10. A clip for an electrical connector, comprising:

a body;

a first leg disposed on a first side of the body, the first leg having a first foot;

a second leg disposed on the first side of the body, the second leg having a second foot;

a head disposed on a second side of the body, wherein a closed wall connected to the body is disposed around the head opening;

wherein the first leg and the second leg each have a curved contour;

wherein a central opening is disposed between the first leg and the second leg; wherein the clip prohibits excessive deformation of a latching tab of the electrical connector when the clip is disposed on the electrical connector; and

wherein an entrance is disposed between the first foot and the second foot.

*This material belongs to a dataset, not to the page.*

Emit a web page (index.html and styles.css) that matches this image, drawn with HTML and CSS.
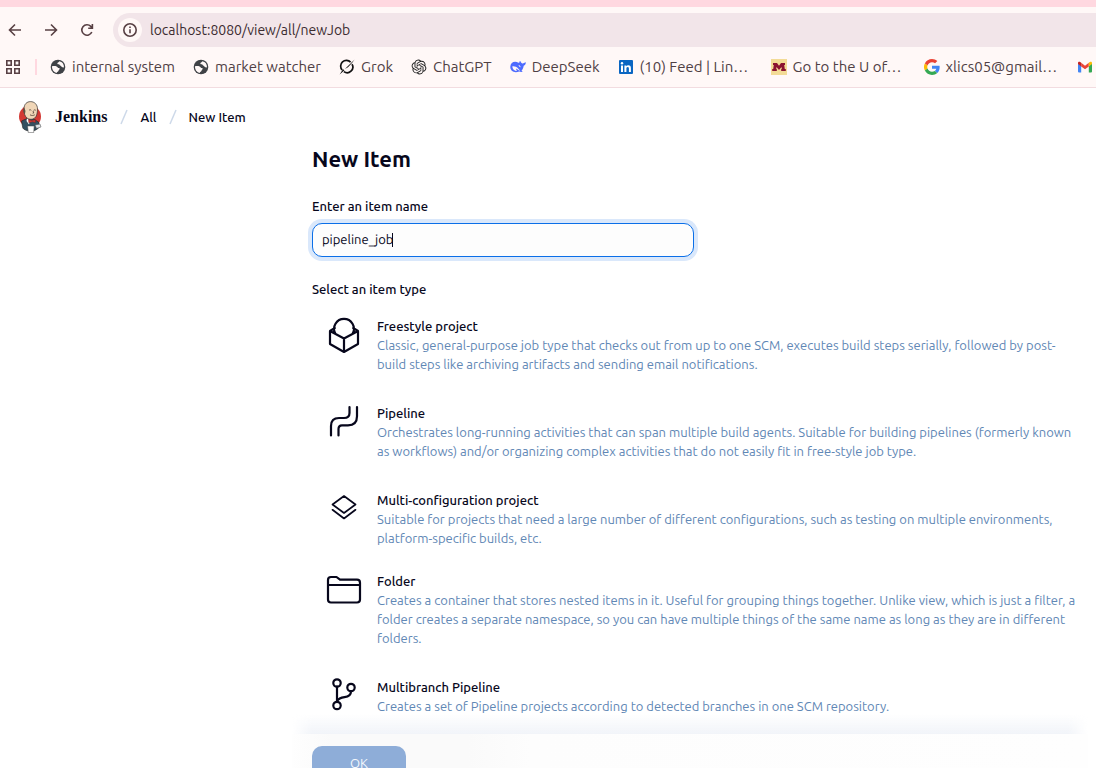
FILE: index.html
```html
<!DOCTYPE html>
<html lang="en">
<head>
<meta charset="utf-8">
<title>New Item - Jenkins</title>
<meta name="viewport" content="width=device-width, initial-scale=1">
<link rel="stylesheet" href="styles.css">
</head>
<body>
<div class="browser">
  <div class="tab-strip"></div>
  <div class="toolbar">
    <button class="nav-button" type="button" aria-label="Back"><svg class="icon" viewBox="0 0 16 16"><path d="M14 8H2.500M8 2.500 2.500 8 8 13.500"/></svg></button>
    <button class="nav-button" type="button" aria-label="Forward"><svg class="icon" viewBox="0 0 16 16"><path d="M2 8h11.500M8 2.500 13.500 8 8 13.500"/></svg></button>
    <button class="nav-button" type="button" aria-label="Reload"><svg class="icon" viewBox="0 0 16 16"><path d="M12.800 10A5.200 5.200 0 1 1 11.800 4.400L13.300 6M13.400 2v4.200H9.200"/></svg></button>
    <div class="address">
      <button class="site-info" type="button" aria-label="View site information"><svg class="icon" viewBox="0 0 16 16"><circle cx="8" cy="8" r="6.200"/><path d="M8 7.300v3.900M8 4.500v1.400"/></svg></button>
      <input class="url" type="text" aria-label="Address" value="localhost:8080/view/all/newJob">
    </div>
  </div>
  <nav class="bookmarks" aria-label="Bookmarks">
    <button class="apps" type="button" aria-label="Apps"><svg class="icon" viewBox="0 0 16 16"><path d="M1.800 1.800h4.400v4.400H1.800zM9.800 1.800h4.400v4.400H9.800zM1.800 9.800h4.400v4.400H1.800zM9.800 9.800h4.400v4.400H9.800z"/></svg></button>
    <span class="divider"></span>
    <a class="bookmark" href="#"><svg class="logo" viewBox="0 0 16 16"><circle cx="8" cy="8" r="7.300" fill="#3f4246"/><path d="M2 7.200c1.700-.2 3.500-.2 4.600.2 1.300.4 1 1.500 2.200 1.700 1 .2 1.300.8.500 1.500-.9.700-.6 1.700-1.600 2.100-.9.400-.9 1-1.200 1.300A6.200 6.200 0 0 1 2 7.200zM9.300 2.200c-.1 1-1.300 1-1.800 1.700-.5.900.3 1.500 1.300 1.400.8 0 .8 1 1.500 1.300 1 .4 1 1.400 2.100 1.600.7.100 1.100.4 1.600.1A6.200 6.200 0 0 0 9.300 2.200z" fill="#fff8f7"/></svg><span>internal system</span></a>
    <a class="bookmark" href="#"><svg class="logo" viewBox="0 0 16 16"><circle cx="8" cy="8" r="7.300" fill="#3f4246"/><path d="M2 7.200c1.700-.2 3.500-.2 4.600.2 1.300.4 1 1.500 2.200 1.700 1 .2 1.300.8.500 1.500-.9.700-.6 1.700-1.600 2.100-.9.400-.9 1-1.200 1.300A6.200 6.200 0 0 1 2 7.200zM9.300 2.200c-.1 1-1.300 1-1.800 1.700-.5.900.3 1.500 1.300 1.400.8 0 .8 1 1.500 1.300 1 .4 1 1.400 2.100 1.600.7.100 1.100.4 1.600.1A6.200 6.200 0 0 0 9.300 2.200z" fill="#fff8f7"/></svg><span>market watcher</span></a>
    <a class="bookmark" href="#"><svg class="logo" viewBox="0 0 16 16"><path d="M11.600 3.200A5.600 5.600 0 0 0 3.200 11M4.900 12.600A5.600 5.600 0 0 0 13 5.200" fill="none" stroke="#111" stroke-width="1.700"/><path d="M15.600.5 5.900 9.900 9 8.200l4.200-4.400zM.6 15.600 4 10.300l1.500 1z" fill="#111"/></svg><span>Grok</span></a>
    <a class="bookmark" href="#"><svg class="logo" viewBox="-1 -1 26 26"><path fill="#222" d="M22.282 9.821a5.985 5.985 0 0 0-.516-4.910 6.046 6.046 0 0 0-6.510-2.900A6.065 6.065 0 0 0 4.981 4.180a5.985 5.985 0 0 0-3.998 2.900 6.046 6.046 0 0 0 .743 7.097 5.980 5.980 0 0 0 .510 4.911 6.051 6.051 0 0 0 6.515 2.900A5.985 5.985 0 0 0 13.260 24a6.056 6.056 0 0 0 5.772-4.206 5.990 5.990 0 0 0 3.997-2.900 6.056 6.056 0 0 0-.747-7.073zM13.260 22.430a4.476 4.476 0 0 1-2.876-1.040l.141-.081 4.779-2.758a.795.795 0 0 0 .392-.681v-6.737l2.020 1.168a.071.071 0 0 1 .038.052v5.583a4.504 4.504 0 0 1-4.494 4.494zM3.600 18.304a4.470 4.470 0 0 1-.535-3.014l.142.085 4.783 2.759a.771.771 0 0 0 .780 0l5.843-3.369v2.332a.080.080 0 0 1-.033.062L9.740 19.950a4.500 4.500 0 0 1-6.140-1.646zM2.340 7.896a4.485 4.485 0 0 1 2.366-1.973V11.600a.766.766 0 0 0 .388.676l5.815 3.355-2.020 1.168a.076.076 0 0 1-.071 0l-4.830-2.786A4.504 4.504 0 0 1 2.340 7.872zm16.597 3.855-5.833-3.387L15.119 7.200a.076.076 0 0 1 .071 0l4.830 2.791a4.494 4.494 0 0 1-.676 8.105v-5.678a.790.790 0 0 0-.407-.667zm2.010-3.023-.141-.085-4.774-2.782a.776.776 0 0 0-.785 0L9.409 9.230V6.897a.066.066 0 0 1 .028-.061l4.830-2.787a4.500 4.500 0 0 1 6.680 4.660zM8.307 12.863l-2.020-1.164a.080.080 0 0 1-.038-.057V6.074a4.500 4.500 0 0 1 7.375-3.453l-.142.080L8.704 5.459a.795.795 0 0 0-.393.681zm1.097-2.365 2.602-1.500 2.607 1.500v2.999l-2.597 1.500-2.607-1.500z"/></svg><span>ChatGPT</span></a>
    <a class="bookmark" href="#"><svg class="logo" viewBox="0 0 16 16"><path fill="#4d6bfe" d="M.3 7.800C.5 4.500 2.600 2.800 5.100 2.800c1.300 0 2.400.3 3.200 1l1.200-.2c-.3-.7.1-1.400.8-1.600.4 1.300 1 2 2 2.400 1.200.2 2-.7 3.500-1.100.1 1.800-.8 3.100-2.100 3.400-.3 2-1 3.800-2.200 5l1.300.9c-1.200.6-2.500.4-3.600-.1C4.200 14.600.2 11.900.3 7.800z"/><path fill="#fff8f7" d="M2.300 7.400c2-.4 4.300.4 6.100 2.300l1.700 2.100c-1.600-.4-2.500-1.500-3.900-2.300-.2.900.2 1.700 1 2.600C4.300 12 2.400 10.100 2.300 7.400zM8.500 6.100c1.300.2 2 1 2.200 2.200-1-.2-2-1-2.200-2.200z"/></svg><span>DeepSeek</span></a>
    <a class="bookmark bookmark-full" href="#"><svg class="logo" viewBox="0 0 16 16"><rect x="1" y="1" width="14" height="14" rx="1" fill="#0a66c2"/><path fill="#fff" d="M3 6.400h2V13H3zM6.400 6.400h1.900v.9c.4-.7 1.100-1.100 2-1.100 2 0 2.600 1.200 2.600 3.200V13h-2V9.800c0-1.100-.2-1.800-1.200-1.800s-1.300.8-1.300 1.800V13h-2z"/><circle cx="4" cy="4.200" r="1.200" fill="#fff"/></svg><span>(10) Feed | Lin…</span></a>
    <a class="bookmark bookmark-full" href="#"><svg class="logo" viewBox="0 0 16 16"><path fill="#f3db96" d="M0 0h16v16H0z"/><path fill="#8b1230" d="M2 4h4l2 2.800L10 4h4v2h-.8l.6 4h1v2h-4.600v-2h.6l-.3-2L8 11 5.500 8l-.3 2h.6v2H1.200v-2h1l.6-4H2z"/></svg><span>Go to the U of…</span></a>
    <a class="bookmark bookmark-full" href="#"><svg class="logo" viewBox="0 0 48 48"><path fill="#ea4335" d="M24 9.500c3.540 0 6.710 1.220 9.210 3.600l6.850-6.850C35.900 2.380 30.470 0 24 0 14.620 0 6.510 5.380 2.560 13.220l7.980 6.190C12.430 13.720 17.740 9.500 24 9.500z"/><path fill="#4285f4" d="M46.980 24.550c0-1.570-.15-3.090-.38-4.550H24v9.020h12.940c-.58 2.960-2.260 5.480-4.780 7.180l7.730 6c4.510-4.180 7.090-10.360 7.090-17.650z"/><path fill="#fbbc05" d="M10.530 28.590a14.500 14.500 0 0 1 0-9.180l-7.980-6.190a24 24 0 0 0 0 21.560z"/><path fill="#34a853" d="M24 48c6.480 0 11.930-2.130 15.890-5.810l-7.730-6c-2.150 1.450-4.920 2.300-8.160 2.300-6.260 0-11.570-4.220-13.470-9.910l-7.980 6.190C6.510 42.620 14.620 48 24 48z"/></svg><span>xlics05@gmail…</span></a>
    <a class="bookmark" href="#" aria-label="Gmail"><svg class="logo" viewBox="0 0 16 16"><path fill="#4285f4" d="M1 4.500 4.200 7v6.500H2A1 1 0 0 1 1 12.500z"/><path fill="#34a853" d="M15 4.500 11.800 7v6.500H14a1 1 0 0 0 1-1z"/><path fill="#ea4335" d="M4.200 3.800 8 6.700l3.800-2.900v3.600L8 10.300 4.200 7.400z"/><path fill="#c5221f" d="M1 4.300c0-1.600 1.400-1.800 2.200-1.200l1 .7v3.600L1 5z"/><path fill="#fbbc04" d="M15 4.300c0-1.600-1.400-1.800-2.200-1.200l-1 .7v3.600L15 5z"/></svg></a>
  </nav>
</div>

<header class="header">
  <a class="brand" href="#">
    <svg class="mascot" viewBox="0 0 24 32">
      <ellipse cx="12" cy="15.500" rx="11" ry="11" fill="#d33833"/>
      <path d="M3.500 20 9 17.500l7 .5 5 3.500v4.500c-1 2.500-4.500 4-8.500 4S5.500 28.500 4.800 27z" fill="#335061" stroke="#222" stroke-width=".6"/>
      <path d="M6 8C6 3 9 .6 12.500.6c4 0 7 3 7 7.400 0 2-.2 4-.8 6-.9 2.700-3 4.300-5.700 4.300-3.500 0-5.400-2-6.400-5z" fill="#f0d6b7" stroke="#333" stroke-width=".7"/>
      <path d="M6.200 6.500 7.500 10l-.7 3.500C5 12 4.800 8.700 6.200 6.500z" fill="#5c5346"/>
      <path d="M11 9.300c.8-.7 1.700-.6 2.300 0M15.600 9.300c.8-.6 1.600-.5 2.200.1M12 13.800c1.600 1 3.500.8 4.800 0M15 10l.8 2-1.200.2" fill="none" stroke="#4a3b32" stroke-width=".8"/>
      <path d="m9 17.500 3 2-1 4L8.500 20z" fill="#fff"/>
      <path d="m10.500 18.500 3.200 1 3.500-.8.300 2.800-3.100-.7-3.500 1z" fill="#d33833" stroke="#7c1d1b" stroke-width=".5"/>
      <path d="M9.500 25h6.700l-.5 6.600h-5.400z" fill="#fff" stroke="#444" stroke-width=".5"/>
      <path d="m17 24 5-1 1 3-4.500 1.500z" fill="#dce3e8" stroke="#444" stroke-width=".5"/>
    </svg>
    <span>Jenkins</span>
  </a>
  <nav class="crumbs" aria-label="Breadcrumb">
    <svg class="slash" viewBox="0 0 8 16"><path d="M7 1 1 15"/></svg>
    <a class="crumb" href="#">All</a>
    <svg class="slash" viewBox="0 0 8 16"><path d="M7 1 1 15"/></svg>
    <a class="crumb" href="#">New Item</a>
  </nav>
</header>

<main class="page">
  <form class="form">
    <h1 class="title">New Item</h1>
    <label class="label" for="name">Enter an item name</label>
    <div class="field">
      <input class="name" id="name" type="text" value="pipeline_job" autocomplete="off" spellcheck="false">
      <span class="caret"></span>
    </div>
    <fieldset class="types">
      <legend class="label">Select an item type</legend>
      <label class="item">
        <input class="choice" type="radio" name="mode">
        <svg class="item-icon" viewBox="0 0 36 36"><path d="M8.800 11 4 14v13l14 8 14-8V14l-4.800-3M4 14l14 7.500L32 14M18 21.500V35M9.300 16.500A9.900 9.900 0 1 1 26.700 16.500"/></svg>
        <span class="item-text"><b class="item-name">Freestyle project</b><span class="item-desc">Classic, general-purpose job type that checks out from up to one SCM, executes build steps serially, followed by post-build steps like archiving artifacts and sending email notifications.</span></span>
      </label>
      <label class="item">
        <input class="choice" type="radio" name="mode">
        <svg class="item-icon" viewBox="0 0 36 36"><path d="M5 31.500V22c0-5 2.500-8 8-8h5c4 0 5.500-2 5.500-5V3M12.500 31.500V25c0-2.500 1-3.700 3.500-3.700h6c6 0 9-3.500 9-9V3"/></svg>
        <span class="item-text"><b class="item-name">Pipeline</b><span class="item-desc">Orchestrates long-running activities that can span multiple build agents. Suitable for building pipelines (formerly known as workflows) and/or organizing complex activities that do not easily fit in free-style job type.</span></span>
      </label>
      <label class="item item-compact">
        <input class="choice" type="radio" name="mode">
        <svg class="item-icon item-icon-fine" viewBox="0 0 36 36"><path d="M18 5 29.500 13.500 18 22 6.500 13.500zM6.500 18.800 18 27.500l11.500-8.700"/></svg>
        <span class="item-text"><b class="item-name">Multi-configuration project</b><span class="item-desc">Suitable for projects that need a large number of different configurations, such as testing on multiple environments, platform-specific builds, etc.</span></span>
      </label>
      <label class="item">
        <input class="choice" type="radio" name="mode">
        <svg class="item-icon" viewBox="0 0 36 36"><path d="M2 27.500V8C2 6 3 5 5 5h5.500l3.500 2.700h17c2 0 3 1 3 3v16.800c0 2-1 3-3 3H5c-2 0-3-1-3-3zM2 13h32"/></svg>
        <span class="item-text"><b class="item-name">Folder</b><span class="item-desc">Creates a container that stores nested items in it. Useful for grouping things together. Unlike view, which is just a filter, a folder creates a separate namespace, so you can have multiple things of the same name as long as they are in different folders.</span></span>
      </label>
      <label class="item">
        <input class="choice" type="radio" name="mode">
        <svg class="item-icon" viewBox="0 0 36 36"><circle cx="11" cy="5" r="3.700"/><circle cx="25" cy="9.500" r="3.700"/><circle cx="11" cy="27.500" r="3.700"/><path d="M11 8.700v15M25 13.200c0 4-2.500 5.500-6.500 6-3.500.5-6 1.300-7.500 4"/></svg>
        <span class="item-text"><b class="item-name">Multibranch Pipeline</b><span class="item-desc">Creates a set of Pipeline projects according to detected branches in one SCM repository.</span></span>
      </label>
    </fieldset>
    <div class="actions"><button class="ok" type="submit" disabled>OK</button></div>
  </form>
</main>
</body>
</html>
```

FILE: styles.css
```css
* { box-sizing: border-box; }
html { height: 100%; }
body {
  height: 100%;
  margin: 0;
  overflow: hidden;
  background: #fff;
  color: #07071c;
  font-family: Ubuntu, "Noto Sans", sans-serif;
  font-size: 13px;
  line-height: 19px;
}
button, input { font: inherit; color: inherit; }
a { color: inherit; text-decoration: none; }
svg { flex: none; display: block; }

.browser { background: #fff8f7; border-bottom: 1px solid #f2dce0; color: #4f4044; }
.tab-strip { height: 7px; background: #ffd8e0; }
.toolbar { display: flex; align-items: center; height: 46px; padding-left: 7px; gap: 20px; }
.nav-button, .apps, .site-info { display: flex; padding: 0; border: 0; background: none; }
.icon { width: 16px; height: 16px; fill: none; stroke: #584044; stroke-width: 1.600; }
.address {
  display: flex;
  flex: 1;
  align-items: center;
  gap: 8px;
  height: 34px;
  margin-left: -2px;
  padding-left: 5px;
  border-radius: 17px 0 0 17px;
  background: #f2e5e9;
}
.site-info { padding: 4px; border-radius: 50%; background: #fff8f7; }
.url { flex: 1; padding: 0; border: 0; outline: 0; background: none; font-size: 14px; color: #3c2c30; }

.bookmarks { display: flex; align-items: center; height: 34px; padding: 0 0 7px 5px; font-size: 15px; overflow: hidden; white-space: nowrap; }
.divider { flex: none; width: 2px; height: 16px; margin: 0 13px 0 14px; background: #ffd8e0; }
.bookmark { display: flex; flex: none; align-items: center; gap: 6px; margin-right: 18px; }
.bookmark-full { width: 135px; }
.logo { width: 16px; height: 16px; }

.header { display: flex; align-items: center; height: 58px; padding-left: 18px; gap: 13px; }
.brand { display: flex; align-items: center; gap: 13px; font: bold 16px "Liberation Serif", serif; }
.mascot { width: 24px; height: 32px; }
.crumbs { display: flex; align-items: center; gap: 12px; font-weight: 500; }
.slash { width: 8px; height: 16px; fill: none; stroke: #cdd9e9; stroke-width: 1.500; }

.page { padding: 0 16px 0 312px; }
.form { display: flex; flex-direction: column; }
.title { margin: 0 0 25px; font-size: 22px; line-height: 26px; }
.label { padding: 0; font-weight: 500; }
.field { position: relative; width: 382px; max-width: 100%; margin: 7px 0 23px; }
.name {
  display: block;
  width: 100%;
  height: 34px;
  padding: 0 9px;
  border: 1px solid #0b6fe8;
  border-radius: 10px;
  outline: 0;
  background: #fdfdfd;
  box-shadow: 0 0 0 4px #dae8fb;
  text-rendering: geometricPrecision;
}
.caret { position: absolute; top: 10px; left: 80px; width: 1px; height: 14px; background: #07071c; }
.types { margin: 0; padding: 0; border: 0; min-width: 0; }
.types > .label { margin-bottom: 18px; }
.item { position: relative; display: flex; gap: 15px; padding-left: 14px; margin-bottom: 30px; }
.item-compact { margin-bottom: 24px; }
.item:last-child { margin-bottom: 0; }
.choice { position: absolute; opacity: 0; margin: 0; }
.item-icon { width: 36px; height: 36px; overflow: visible; fill: none; stroke: #07071c; stroke-width: 2.200; stroke-linejoin: round; stroke-linecap: round; }
.item-icon-fine { stroke-width: 1.700; }
.item-text { display: flex; flex-direction: column; min-width: 0; }
.item-name { font-weight: 500; }
.item-desc { color: #5f87b5; }
.actions {
  position: relative;
  height: 58px;
  margin: 18px -8px 0 -20px;
  padding: 12px 20px;
  background: linear-gradient(90deg, #fefefe, #fafafa 5%, #fafafa 22%, #fdfdfd 30%, #fefefe);
}
.actions::before {
  content: "";
  position: absolute;
  right: 0;
  bottom: 100%;
  left: 0;
  height: 20px;
  background: linear-gradient(rgba(228, 233, 243, 0), rgba(228, 233, 243, .5));
  mask-image: linear-gradient(90deg, transparent, #000 20px, #000 calc(100% - 20px), transparent);
}
.ok { display: block; width: 94px; height: 34px; padding: 0; border: 0; border-radius: 10px; background: #8eadd8; color: #f4f8fd; }
```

11. The clip of claim 10, wherein the clip is made from plastic.

12. The clip of claim 10, wherein each of the first leg and the second leg are capable of plastic deformation.

13. The dip of claim 10, wherein the head opening is adequately sized to allow for insertion of a tool in the head opening.

14. The clip of claim 10, wherein the body has a shape to match the curved contour of the first leg and the second leg.

15. A method for assuring a position of an electrical connector, comprising the steps of:

installing an electrical component on an engine;

routing an electrical harness adjacent to the electrical component;

latching a female connector to a male connector;

inserting a clip on an outer surface of the female connector;

preventing deformation of a latching tab, thereby preventing a release of the female connector.

16. The method of claim 15, wherein the male connector is connected to the electrical component, and wherein the female connector is connected to the electrical harness.

17. The method of claim 15, wherein the step of inserting the clip includes deforming at least two legs that are connected to the clip around the outer surface.

18. The method of claim 15, further comprising the step of removing the clip from the outer surface of the female connector by inserting a tool through a head opening in the clip.

19. The method of claim 15, wherein the step of inserting a dip precedes the step of latching the female connector to the male connector.